Hansen nannte die Gerichtsverhandlungen ein „rechtliches schwarzes Loch", in dem die Regierung beim Schutz von Informationen zu übereifrig agiert und so für unnötige Verwirrung sorgt. Seiner Meinung nach wäre es schlauer gewesen, die Verhandlungen vor einem Bundes- oder Militärgericht abzuhalten, weil es dort gute Präzedenzfälle gibt.

Die Einbindung der CIA, die laut der Regierung diese Militärkommissionen überwacht hat, verkompliziert das weitere Vorgehen nur noch mehr.

David Glazier, ein Juraprofessor an der Loyola Law School von Los Angeles, erklärte uns, dass es als Verbrechen angesehen wird, wenn ein Anwalt geheime Informationen an eine Person weitergibt, die sich in CIA-Gewahrsam befindet.

„Zusammen mit der Bedingung, dass die Verteidigung den Richter und die Staatsanwaltschaft 30 Tage vorher Bescheid geben muss, wenn sie möglicherweise geheime Informationen vor Gericht verwenden will, behindern diese Vorschriften die Hauptverteidiger dabei, ihre Mandanten ordentlich zu vertreten", sagte Glazier.
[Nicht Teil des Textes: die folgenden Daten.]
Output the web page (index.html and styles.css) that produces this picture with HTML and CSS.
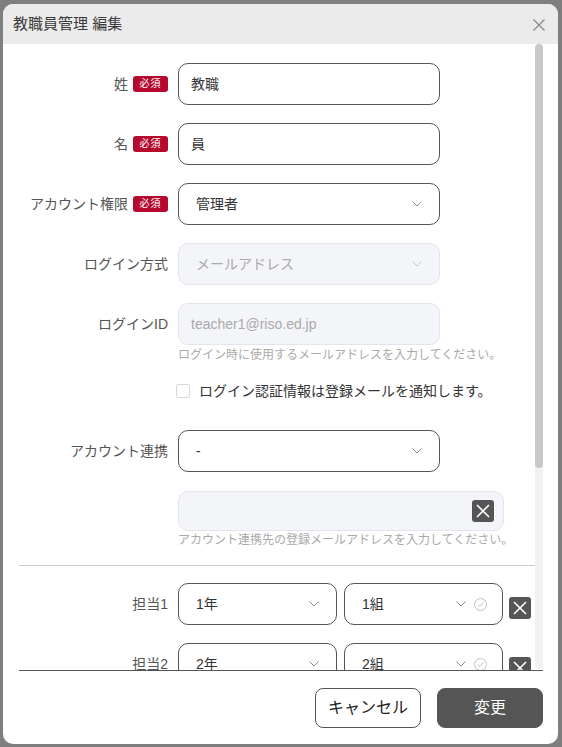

Das Vorverfahren kam diese Woche erneut zum Stillstand, als Bin Attash sich im Gerichtssaal Geltung verschaffte und ankündigte, Informationen zu seiner Verteidigungsstrategie preisgeben zu wollen. Judge Pohl meinte, dass Bin Attash unterschiedliche Probleme zusammenführen würde, und riet den Angeklagten davon ab, sich selbst zu vertreten. Pohl ordnete eine Unterbrechung an und die Verhandlung wird demnächst fortgeführt, nachdem sich die Verteidigung mit Bin Attash beraten hat. Für das eigentliche Gerichtsverfahren ist noch kein offizieller Starttermin angesetzt.